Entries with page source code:
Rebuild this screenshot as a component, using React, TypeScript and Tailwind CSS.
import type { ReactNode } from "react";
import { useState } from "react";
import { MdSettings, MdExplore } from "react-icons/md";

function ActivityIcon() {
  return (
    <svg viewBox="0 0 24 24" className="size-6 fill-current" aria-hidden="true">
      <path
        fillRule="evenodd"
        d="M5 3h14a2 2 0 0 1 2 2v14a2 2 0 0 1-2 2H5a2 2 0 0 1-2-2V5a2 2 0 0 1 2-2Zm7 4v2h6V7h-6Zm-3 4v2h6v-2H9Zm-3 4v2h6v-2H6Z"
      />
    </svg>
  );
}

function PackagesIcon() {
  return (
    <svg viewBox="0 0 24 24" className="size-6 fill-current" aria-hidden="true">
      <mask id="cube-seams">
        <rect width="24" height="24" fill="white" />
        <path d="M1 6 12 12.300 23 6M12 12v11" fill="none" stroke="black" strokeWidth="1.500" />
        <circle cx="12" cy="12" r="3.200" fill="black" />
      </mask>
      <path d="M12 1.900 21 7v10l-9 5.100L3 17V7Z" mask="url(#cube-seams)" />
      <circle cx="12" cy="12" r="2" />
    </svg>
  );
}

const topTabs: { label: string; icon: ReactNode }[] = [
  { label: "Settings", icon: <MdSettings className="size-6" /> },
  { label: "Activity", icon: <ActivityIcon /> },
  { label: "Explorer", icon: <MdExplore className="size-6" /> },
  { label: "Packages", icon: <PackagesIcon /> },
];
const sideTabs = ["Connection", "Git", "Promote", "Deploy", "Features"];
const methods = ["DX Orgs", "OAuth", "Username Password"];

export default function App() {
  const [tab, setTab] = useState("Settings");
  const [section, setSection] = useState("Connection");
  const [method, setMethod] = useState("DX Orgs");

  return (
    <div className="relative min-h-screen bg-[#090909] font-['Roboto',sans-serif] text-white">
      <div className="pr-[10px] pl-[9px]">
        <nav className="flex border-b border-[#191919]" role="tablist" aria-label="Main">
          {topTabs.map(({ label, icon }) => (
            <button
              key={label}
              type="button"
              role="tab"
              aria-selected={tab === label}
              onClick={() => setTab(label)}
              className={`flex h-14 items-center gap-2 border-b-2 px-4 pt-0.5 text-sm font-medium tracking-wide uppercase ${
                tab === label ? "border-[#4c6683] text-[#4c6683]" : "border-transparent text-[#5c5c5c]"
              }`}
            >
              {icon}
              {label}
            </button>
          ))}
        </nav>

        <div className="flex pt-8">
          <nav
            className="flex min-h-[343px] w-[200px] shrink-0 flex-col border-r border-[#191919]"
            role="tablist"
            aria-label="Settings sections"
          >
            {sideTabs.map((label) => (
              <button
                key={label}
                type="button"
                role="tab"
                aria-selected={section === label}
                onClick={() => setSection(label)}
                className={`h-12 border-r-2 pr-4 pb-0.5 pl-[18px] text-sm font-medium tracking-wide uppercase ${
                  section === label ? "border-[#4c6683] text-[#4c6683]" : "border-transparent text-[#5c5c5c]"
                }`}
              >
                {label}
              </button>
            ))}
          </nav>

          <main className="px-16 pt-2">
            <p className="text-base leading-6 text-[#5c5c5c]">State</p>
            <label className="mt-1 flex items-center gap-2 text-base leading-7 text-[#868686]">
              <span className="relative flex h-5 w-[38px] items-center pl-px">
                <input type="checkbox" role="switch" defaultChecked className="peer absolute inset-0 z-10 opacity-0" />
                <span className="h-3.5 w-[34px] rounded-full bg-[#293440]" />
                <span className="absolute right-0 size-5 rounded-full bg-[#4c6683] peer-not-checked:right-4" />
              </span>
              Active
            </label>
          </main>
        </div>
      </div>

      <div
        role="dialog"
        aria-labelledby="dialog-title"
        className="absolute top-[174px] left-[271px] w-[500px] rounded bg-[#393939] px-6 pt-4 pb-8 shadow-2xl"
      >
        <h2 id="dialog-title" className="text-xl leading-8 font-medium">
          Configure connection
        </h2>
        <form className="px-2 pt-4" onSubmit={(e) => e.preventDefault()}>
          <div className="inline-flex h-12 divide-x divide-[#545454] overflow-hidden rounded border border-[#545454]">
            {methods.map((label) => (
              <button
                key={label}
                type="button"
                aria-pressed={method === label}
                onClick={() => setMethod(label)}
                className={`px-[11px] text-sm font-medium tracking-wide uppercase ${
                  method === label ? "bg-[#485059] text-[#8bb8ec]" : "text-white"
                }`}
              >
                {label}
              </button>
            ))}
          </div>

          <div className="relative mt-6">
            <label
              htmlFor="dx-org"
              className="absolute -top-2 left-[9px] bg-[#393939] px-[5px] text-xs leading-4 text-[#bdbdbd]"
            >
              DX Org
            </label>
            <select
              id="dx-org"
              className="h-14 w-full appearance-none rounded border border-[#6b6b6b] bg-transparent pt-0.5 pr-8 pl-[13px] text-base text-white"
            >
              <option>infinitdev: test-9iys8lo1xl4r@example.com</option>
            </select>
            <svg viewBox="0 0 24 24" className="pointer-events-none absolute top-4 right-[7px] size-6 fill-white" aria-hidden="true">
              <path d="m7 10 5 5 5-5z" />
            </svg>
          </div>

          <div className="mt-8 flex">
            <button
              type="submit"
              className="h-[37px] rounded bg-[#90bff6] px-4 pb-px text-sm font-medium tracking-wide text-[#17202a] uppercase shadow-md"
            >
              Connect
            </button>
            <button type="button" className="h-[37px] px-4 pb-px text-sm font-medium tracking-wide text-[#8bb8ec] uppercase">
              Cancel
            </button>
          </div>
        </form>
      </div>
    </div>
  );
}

* * *

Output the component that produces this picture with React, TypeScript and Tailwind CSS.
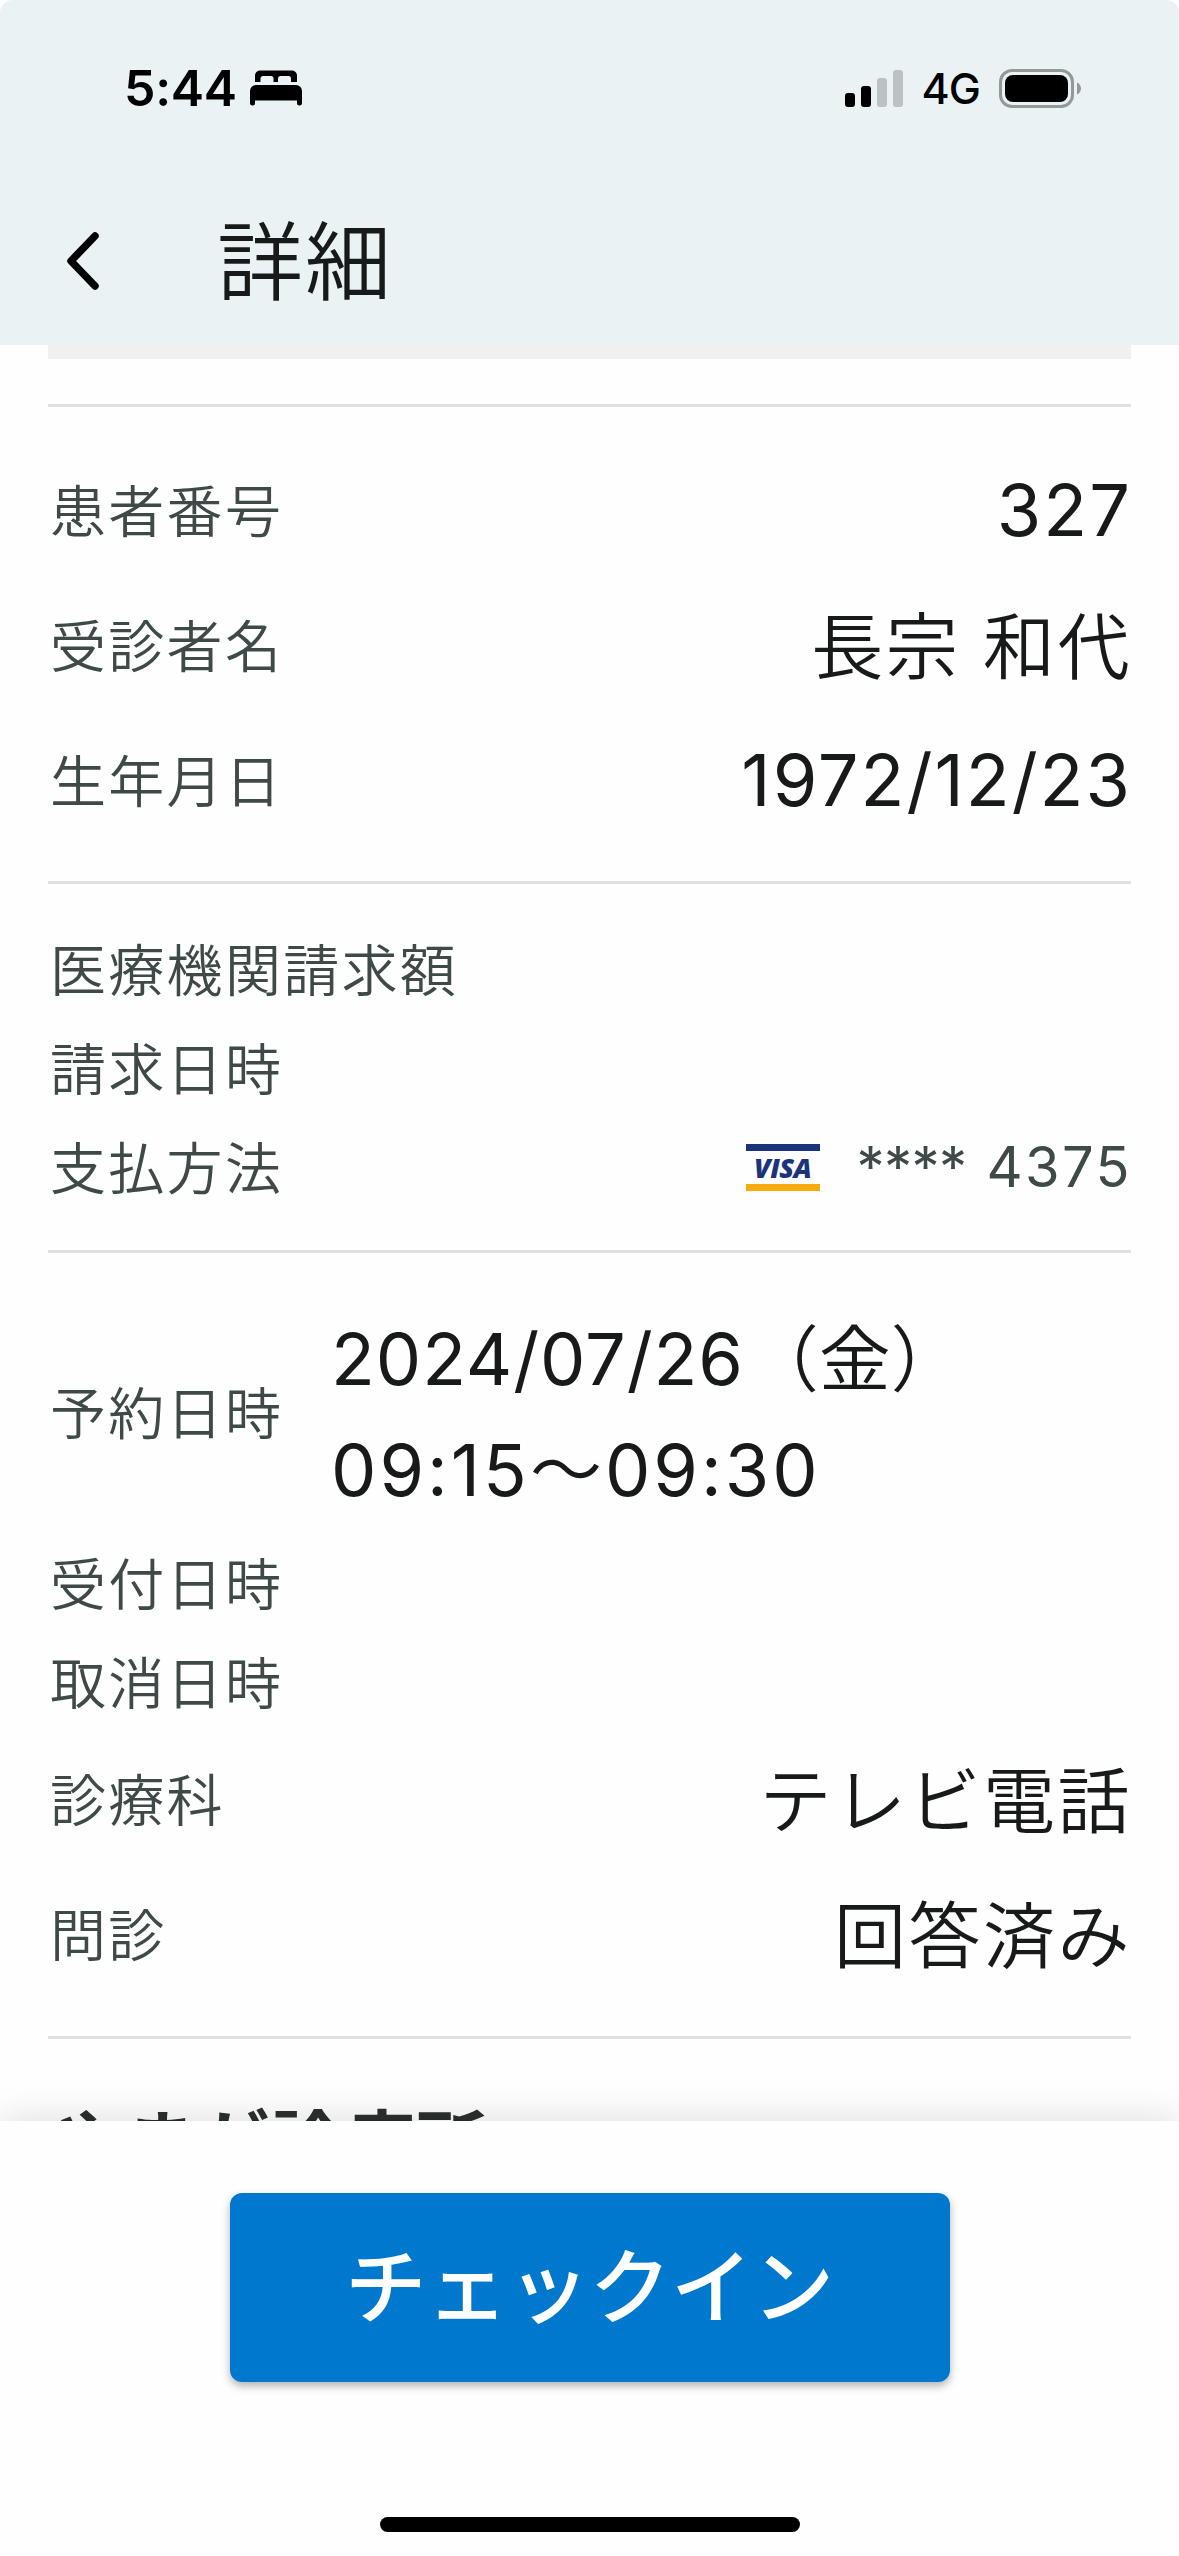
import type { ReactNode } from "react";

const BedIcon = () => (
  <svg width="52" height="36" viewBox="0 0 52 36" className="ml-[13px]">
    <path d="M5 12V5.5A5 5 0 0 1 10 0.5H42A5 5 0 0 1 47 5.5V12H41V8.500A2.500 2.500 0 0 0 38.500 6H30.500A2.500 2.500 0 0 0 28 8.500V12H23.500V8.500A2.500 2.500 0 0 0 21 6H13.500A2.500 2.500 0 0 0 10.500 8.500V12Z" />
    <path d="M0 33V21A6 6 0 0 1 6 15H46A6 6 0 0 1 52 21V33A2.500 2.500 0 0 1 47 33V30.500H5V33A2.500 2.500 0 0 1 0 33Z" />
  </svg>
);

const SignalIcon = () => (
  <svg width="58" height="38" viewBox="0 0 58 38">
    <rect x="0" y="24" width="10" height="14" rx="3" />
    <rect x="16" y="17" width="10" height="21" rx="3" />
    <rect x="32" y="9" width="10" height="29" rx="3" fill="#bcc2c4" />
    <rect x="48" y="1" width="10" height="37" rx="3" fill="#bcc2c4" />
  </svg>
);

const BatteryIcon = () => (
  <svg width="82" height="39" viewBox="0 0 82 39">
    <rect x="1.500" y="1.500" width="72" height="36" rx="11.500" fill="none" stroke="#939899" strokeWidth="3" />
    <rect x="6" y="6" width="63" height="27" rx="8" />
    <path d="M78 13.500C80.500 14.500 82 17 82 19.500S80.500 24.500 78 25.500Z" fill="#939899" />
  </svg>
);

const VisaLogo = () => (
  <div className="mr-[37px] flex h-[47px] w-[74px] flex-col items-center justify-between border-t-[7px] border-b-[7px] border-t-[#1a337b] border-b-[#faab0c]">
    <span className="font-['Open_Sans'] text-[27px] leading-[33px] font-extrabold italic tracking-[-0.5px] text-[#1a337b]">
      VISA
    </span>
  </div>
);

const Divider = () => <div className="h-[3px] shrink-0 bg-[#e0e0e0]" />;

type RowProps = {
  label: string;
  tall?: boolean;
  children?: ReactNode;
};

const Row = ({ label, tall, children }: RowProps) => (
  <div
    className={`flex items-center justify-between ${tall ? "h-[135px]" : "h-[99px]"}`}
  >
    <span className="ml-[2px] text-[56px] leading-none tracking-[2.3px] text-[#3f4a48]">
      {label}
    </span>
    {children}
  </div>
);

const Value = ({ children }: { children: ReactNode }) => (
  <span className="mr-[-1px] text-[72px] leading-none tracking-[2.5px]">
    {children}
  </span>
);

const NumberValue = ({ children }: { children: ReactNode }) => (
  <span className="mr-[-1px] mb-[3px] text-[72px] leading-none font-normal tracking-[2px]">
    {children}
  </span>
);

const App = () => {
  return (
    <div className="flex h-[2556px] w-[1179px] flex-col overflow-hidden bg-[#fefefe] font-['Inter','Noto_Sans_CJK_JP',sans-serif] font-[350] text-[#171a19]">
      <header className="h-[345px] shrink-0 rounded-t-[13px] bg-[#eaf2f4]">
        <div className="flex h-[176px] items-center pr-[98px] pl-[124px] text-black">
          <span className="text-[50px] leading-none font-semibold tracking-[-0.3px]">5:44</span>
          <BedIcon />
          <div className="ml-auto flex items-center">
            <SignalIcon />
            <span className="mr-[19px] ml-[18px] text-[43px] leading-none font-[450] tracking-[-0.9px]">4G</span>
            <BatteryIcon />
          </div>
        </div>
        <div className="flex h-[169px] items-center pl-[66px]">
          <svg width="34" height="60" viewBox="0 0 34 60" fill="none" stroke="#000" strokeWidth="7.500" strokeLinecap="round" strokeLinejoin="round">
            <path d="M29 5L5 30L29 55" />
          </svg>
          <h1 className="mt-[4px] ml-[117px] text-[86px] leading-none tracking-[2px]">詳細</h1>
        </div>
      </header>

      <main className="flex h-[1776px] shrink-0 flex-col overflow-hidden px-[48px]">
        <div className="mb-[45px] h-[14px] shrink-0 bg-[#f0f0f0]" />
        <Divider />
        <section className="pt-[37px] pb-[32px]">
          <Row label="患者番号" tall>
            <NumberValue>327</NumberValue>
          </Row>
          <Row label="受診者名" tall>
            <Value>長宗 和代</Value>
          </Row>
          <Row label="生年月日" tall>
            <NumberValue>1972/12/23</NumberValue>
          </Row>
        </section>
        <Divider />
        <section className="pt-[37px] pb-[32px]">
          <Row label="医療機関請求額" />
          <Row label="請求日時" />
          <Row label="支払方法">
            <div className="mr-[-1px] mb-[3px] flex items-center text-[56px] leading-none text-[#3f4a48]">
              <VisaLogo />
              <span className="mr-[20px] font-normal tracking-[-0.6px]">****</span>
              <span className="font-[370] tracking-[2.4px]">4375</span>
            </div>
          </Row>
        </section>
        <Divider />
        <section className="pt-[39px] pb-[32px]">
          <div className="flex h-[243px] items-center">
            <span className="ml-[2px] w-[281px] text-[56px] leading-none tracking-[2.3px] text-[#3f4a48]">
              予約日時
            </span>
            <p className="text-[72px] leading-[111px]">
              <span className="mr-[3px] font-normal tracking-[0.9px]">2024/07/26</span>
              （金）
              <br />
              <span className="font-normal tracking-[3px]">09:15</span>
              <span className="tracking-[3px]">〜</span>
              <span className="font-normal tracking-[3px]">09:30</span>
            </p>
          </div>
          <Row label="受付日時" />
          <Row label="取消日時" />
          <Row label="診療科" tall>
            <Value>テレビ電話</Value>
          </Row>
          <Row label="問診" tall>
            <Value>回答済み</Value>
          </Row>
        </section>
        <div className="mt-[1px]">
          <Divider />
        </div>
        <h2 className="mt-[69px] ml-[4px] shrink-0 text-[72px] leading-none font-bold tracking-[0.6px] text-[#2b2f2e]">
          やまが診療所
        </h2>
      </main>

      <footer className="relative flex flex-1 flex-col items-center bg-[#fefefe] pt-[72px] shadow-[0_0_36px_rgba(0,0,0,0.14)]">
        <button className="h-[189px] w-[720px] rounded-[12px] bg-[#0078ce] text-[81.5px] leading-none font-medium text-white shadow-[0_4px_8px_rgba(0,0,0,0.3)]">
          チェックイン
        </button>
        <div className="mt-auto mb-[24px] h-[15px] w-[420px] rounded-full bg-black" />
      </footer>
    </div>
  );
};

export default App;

GIVEN PROBLEM> What is the number of lines in the records above that include the word "TypeScript"? Reply with that number and nothing more.

SOLUTION TO THE EXERCISE> 2